What a crucial job they had. Interpreting at the diplomatic level can be the difference between finding peace or causing an international incident. Every word uttered by a world leader had to be interpreted and relayed to the other with exacting context and nuance.

Lee Yun-hyang
(President Trump's interpreter)

Lee's always wanted to use her voice, but not necessarily as an interpreter. She was originally a vocal music student in South Korea who got her start in interpretation work thanks to a friend, according to the Korea Times.

She also tried her hand at becoming a television producer, South Korean newspaper Chosun Ilbo reported, but her application was rejected because she was a woman. That was a clarifying moment for Lee, who then decided to leave the country.

"I cannot raise my daughter in a country that discriminates against women," she told Chosun Ilbo.
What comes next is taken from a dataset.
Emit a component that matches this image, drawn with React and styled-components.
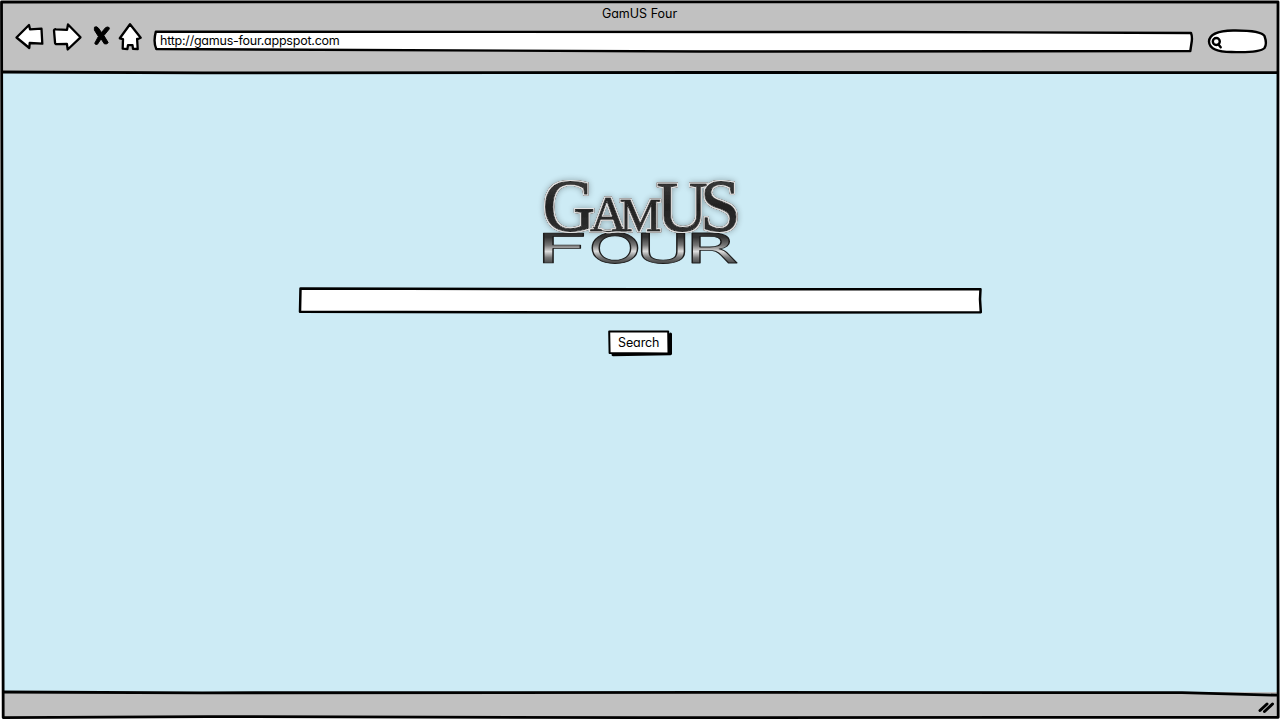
import React from "react";
import styled, { createGlobalStyle } from "styled-components";

const GlobalStyle = createGlobalStyle`
  * { box-sizing: border-box; }
  html, body { margin: 0; padding: 0; background: #fff; }
  body { overflow: hidden; }
`;

const BrowserWindow = styled.div`
  position: relative;
  display: flex;
  flex-direction: column;
  width: 1280px;
  height: 720px;
  padding: 2px;
  font-family: Inter, "Open Sans", sans-serif;
  font-feature-settings: "cv11" 1;
  font-size: 12.5px;
  color: #000;
`;

const Chrome = styled.header`
  flex: 0 0 71px;
  background: #c1c1c1;
`;

const Title = styled.div`
  height: 22px;
  line-height: 24px;
  padding-right: 1px;
  text-align: center;
  letter-spacing: ${(p) => p.$spacing}px;
`;

const Toolbar = styled.div`
  display: flex;
  align-items: flex-start;
  padding-left: 12px;
`;

const ToolIcon = styled.svg`
  flex: none;
  display: block;
  width: ${(p) => p.$w}px;
  height: 32px;
  margin-right: ${(p) => p.$gap || 0}px;
  margin-top: -4px;
  fill: ${(p) => p.$fill || "#fff"};
  stroke: #000;
  stroke-width: 2.3;
  stroke-linejoin: round;
  stroke-linecap: round;
`;

const SketchBox = styled.div`
  position: relative;
  flex: none;
  width: ${(p) => p.$w}px;
  height: ${(p) => p.$h}px;
`;

const SketchOutline = styled.svg`
  position: absolute;
  inset: 0;
  width: 100%;
  height: 100%;
  overflow: visible;
  fill: #fff;
  stroke: #000;
  stroke-width: 2.4;
  stroke-linejoin: round;
  stroke-linecap: round;
`;

const Address = styled(SketchBox)`
  margin-top: 6px;
  margin-right: 14px;
`;

const Quick = styled(SketchBox)`
  margin-top: 4px;
`;

const Label = styled.span`
  position: relative;
  display: block;
  height: ${(p) => p.$h}px;
  line-height: ${(p) => p.$h}px;
  padding-left: ${(p) => p.$left}px;
  letter-spacing: ${(p) => p.$spacing}px;
  white-space: nowrap;
`;

const Page = styled.main`
  flex: 1;
  display: flex;
  flex-direction: column;
  align-items: center;
  padding-top: 97px;
  background: #cdebf5;
`;

const Logo = styled.svg`
  display: block;
  width: 220px;
  height: 105px;
  overflow: visible;
`;

const LogoTop = styled.text`
  font-family: "Liberation Serif", serif;
  fill: url(#ink);
  stroke: #2b2b2b;
  stroke-width: 0.9;
  stroke-linejoin: round;
`;

const LogoGlow = styled.g`
  filter: url(#rim);
`;

const LogoBottom = styled.text`
  font-family: "DejaVu Sans", sans-serif;
  font-size: 41px;
  fill: url(#metal);
  stroke: #1c1c1c;
  stroke-width: 1.2;
  stroke-linejoin: round;
  vector-effect: non-scaling-stroke;
`;

const SearchField = styled(SketchBox)`
  margin-top: 12px;
`;

const SearchButton = styled.button`
  position: relative;
  width: 64px;
  height: 27px;
  margin-top: 16px;
  padding: 0;
  border: 0;
  background: none;
  color: inherit;
  font: inherit;
  font-feature-settings: inherit;
  text-align: left;
`;

const StatusBar = styled.footer`
  flex: 0 0 26px;
  display: flex;
  justify-content: flex-end;
  align-items: flex-start;
  background: #c1c1c1;
`;

const Grip = styled.svg`
  width: 20px;
  height: 20px;
  margin: 5px 1px 0 0;
  stroke: #000;
  stroke-width: 3;
  stroke-linecap: round;
  fill: none;
`;

const Frame = styled.svg`
  position: absolute;
  inset: 0;
  width: 1280px;
  height: 720px;
  pointer-events: none;
  fill: none;
  stroke: #000;
  stroke-width: 2.8;
  stroke-linejoin: round;
`;

const fourLetters = [
  { char: "F", x: 534.5, stretch: 2.3 },
  { char: "O", x: 588.5, stretch: 1.64 },
  { char: "U", x: 635, stretch: 1.87 },
  { char: "R", x: 684.5, stretch: 1.92 },
];

function GamusLogo() {
  return (
    <Logo viewBox="530 170 220 105" role="img" aria-label="GamUS Four">
      <defs>
        <linearGradient id="ink" x1="0" y1="0" x2="0" y2="1">
          <stop offset="0" stopColor="#484848" />
          <stop offset="0.5" stopColor="#222" />
          <stop offset="1" stopColor="#393939" />
        </linearGradient>
        <linearGradient id="metal" x1="0" y1="0" x2="0" y2="1">
          <stop offset="0.25" stopColor="#333" />
          <stop offset="0.42" stopColor="#777" />
          <stop offset="0.55" stopColor="#ddd" />
          <stop offset="0.68" stopColor="#777" />
          <stop offset="0.85" stopColor="#333" />
        </linearGradient>
        <filter id="rim" x="-10%" y="-20%" width="120%" height="140%">
          <feMorphology in="SourceAlpha" operator="dilate" radius="1" result="wide" />
          <feFlood floodColor="#e4e4e4" />
          <feComposite in2="wide" operator="in" result="light" />
          <feGaussianBlur in="wide" stdDeviation="0.6" result="soft" />
          <feComponentTransfer in="soft" result="edge">
            <feFuncA type="linear" slope="2.2" />
          </feComponentTransfer>
          <feGaussianBlur in="wide" stdDeviation="3" result="haze" />
          <feComponentTransfer in="haze" result="shade">
            <feFuncA type="linear" slope="0.32" />
          </feComponentTransfer>
          <feMerge>
            <feMergeNode in="shade" />
            <feMergeNode in="edge" />
            <feMergeNode in="light" />
            <feMergeNode in="SourceGraphic" />
          </feMerge>
        </filter>
      </defs>
      {fourLetters.map((l) => (
        <LogoBottom key={l.char} transform={`translate(${l.x} 263.2) scale(${l.stretch} 1)`}>
          {l.char}
        </LogoBottom>
      ))}
      <LogoGlow>
        <LogoTop y="230.7">
          <tspan x="542.5" fontSize="73">G</tspan>
          <tspan x="590" fontSize="51">A</tspan>
          <tspan x="619.5" fontSize="47">M</tspan>
          <tspan x="656.5" fontSize="71">U</tspan>
          <tspan x="700" fontSize="73">S</tspan>
        </LogoTop>
        <path d="M593 227q16 9 30 0" fill="none" stroke="#333" strokeWidth="1.3" />
      </LogoGlow>
    </Logo>
  );
}

export default function App() {
  return (
    <>
      <GlobalStyle />
      <BrowserWindow>
        <Chrome>
          <Title $spacing={0}>GamUS Four</Title>
          <Toolbar>
            <ToolIcon $w={30} $gap={8} viewBox="14 20 30 32">
              <path d="M16.500 37.500L29 25l1 4.300 11.500-.6.800 15-12.600-.7-.4 5z" />
            </ToolIcon>
            <ToolIcon $w={32} $gap={8} viewBox="52 20 32 32">
              <path d="M54 30.500q.2-1.500 2-1.200l11 .6 1-5.400L80.500 37.300 67.700 49.500l-.8-5.700-10 .4q-2 0-1.900-2z" />
            </ToolIcon>
            <ToolIcon $w={20} $gap={6} $fill="#000" viewBox="92 20 20 32">
              <path strokeWidth="1" d="M94.800 27q2-1 3.500 1l3.200 4.500 4-4.800q1.800-1.300 3.600-.2l.2 1.400-5.400 6.700 4.200 6.900q-.7 2.200-3.800 1.300l-3.200-5-3.600 5.400q-2 .8-2.800-.8l3.700-7-3.800-6z" />
            </ToolIcon>
            <ToolIcon $w={26} $gap={9} viewBox="118 20 26 32">
              <path d="M130 24.300l10.700 13.500-2.200 1-1.400 0 .6 10.200-4.700-.2-.5-3.600-4.500-.1-.6 4-4.700-.4.300-9.600-3.200-.8z" />
            </ToolIcon>
            <Address $w={1040} $h={22}>
              <SketchOutline viewBox="153 30 1040 22">
                <path d="M155.800 31.700Q600 32.600 900 32L1191 33q1.300 3 .8 8l-1.500 10Q900 50.500 700 51.500L156.300 49q-3.200-7-.5-17.300z" />
              </SketchOutline>
              <Label $h={22} $left={7} $spacing={-0.23}>http://gamus-four.appspot.com</Label>
            </Address>
            <Quick $w={60} $h={26}>
              <SketchOutline viewBox="1207 28 60 26">
                <path d="M1209 41.500q.5-10.500 24-11 28-.3 31.500 5.500 2.800 8 0 12-5 5-33 4-22 0-22.500-10.500z" />
                <circle cx="1216.300" cy="41.500" r="3.500" />
                <path d="M1218.500 44.500l2.200 2.800" />
              </SketchOutline>
            </Quick>
          </Toolbar>
        </Chrome>
        <Page>
          <GamusLogo />
          <SearchField $w={683} $h={26}>
            <SketchOutline viewBox="299 288 683 26">
              <path strokeWidth="2.500" d="M300.500 289.500L640 290.200 980.500 290.200l-.5 10 .8 13L640 313.500 300 312.800z" />
            </SketchOutline>
          </SearchField>
          <SearchButton type="button">
            <SketchOutline viewBox="608 330 64 27">
              <path d="M613 355.800l57.500-1V335" strokeWidth="3" fill="none" />
              <path d="M609.200 332.500l59-.1.300 22-58.900-.4z" strokeWidth="2" />
            </SketchOutline>
            <Label $h={26} $left={10} $spacing={-0.1}>Search</Label>
          </SearchButton>
        </Page>
        <StatusBar>
          <Grip viewBox="1257 697 20 20">
            <path d="M1260 710.500l7-6.500M1264.500 711.500l8-7.500" />
          </Grip>
        </StatusBar>
        <Frame viewBox="0 0 1280 720">
          <path d="M1.500 2L640 1.800 1278 2l-.3 500 .5 215.300-640 .4-430-1.100-205 1z" />
          <path d="M2 72l200 .9 500-.4 576 .1M2 692l200 .800 500-.4 480 .2 96 2.600" />
        </Frame>
      </BrowserWindow>
    </>
  );
}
Lee ended up in California in 1996 at the Monterey Institute of International Studies (now the Middlebury Institute of International Studies at Monterey), where she taught in the translation and interpretation program for eight years. From there, she joined the State Department for a couple of years, before returning to South Korea and working as a professor at Ewha Womans University in Seoul. She returned to the State Department in 2009.

She has interpreted for former Presidents Barack Obama and George W. Bush, as well as then-Secretary of State Hillary Clinton. She was also the South Korean interpreter at the 2010 Winter Olympics in Vancouver and at the 2008 Games in Beijing.

Kim Ju Song
(North Korean leader Kim's interpreter)

Not as much is known about Kim Ju Song, the interpreter for the North Korean leader Kim. He was at the White House earlier this month when North Korean official Kim Yong Chol met with Trump, so he got a jump start in figuring out how to decode Trump's speaking style.

He also interpreted for Kim Yong Chol when he went to South Korea for the Winter Olympics back in February, Chosun Ilbo reported.

Kim Ju Song reportedly has a high level of expertise in English.

"Even though he was not trained as a professional translator, he was picked up because of his outstanding English proficiency," a defector who used to be a North Korean diplomat told Chosun Ilbo.

CORRECTION: An earlier version of the story incorrectly stated the name of the school where Lee Yun-hyang taught. The school's name was the Monterey Institute of International Studies (now the Middlebury Institute of International Studies at Monterey).